Installing and setting up SeismicDB is easy.

  1. Install Rust for your os. SeismicDB is tested on Linux & macOS and should support any UNIX-like operating system, Windows users can download WSL.
  2. Run cargo install seismicdb
  3. The project is now installed.

To use your new installation you can start a server with the following command

sdb-server -f [path-to-output-folder] -i 1000 -a

The f option is self explanatory, a path to the folder in which you want to store the dtf files, the i is how often you want to automatically dump the tick data to the hard drive, in ticks. Higher numbers should improve performance at the risk of data loss, I recommend no higher than 10,000. -a is needed if you want the server to automatically save your data, if you don’t select it then you will need to issue a FLUSH command programmatically.

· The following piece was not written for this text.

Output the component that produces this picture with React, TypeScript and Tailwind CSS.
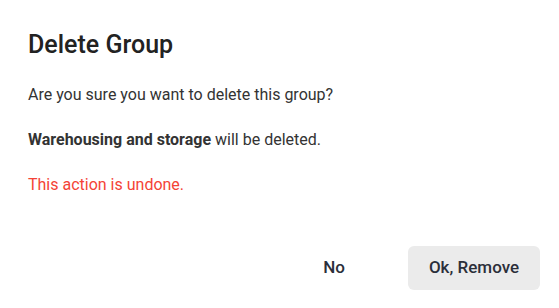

With the server up and running we can now move on to building a connector, currently the only updated connector is in rust, but I do plan on updating the python connector soon. The client is called sdb-client, you can include it as a dependency in a crate like so.

[depenencies]

sdb_client = "0.6.0"
sdb_core = "0.6.0"

For our project we will also need the following dependencies. This code is for demonstration purposes only, in production you should always have some level of fault tolerance for the websockets. I am using a portion of my own proprietary binance API connector, but for most usecases you could also use Binance-RS or similar.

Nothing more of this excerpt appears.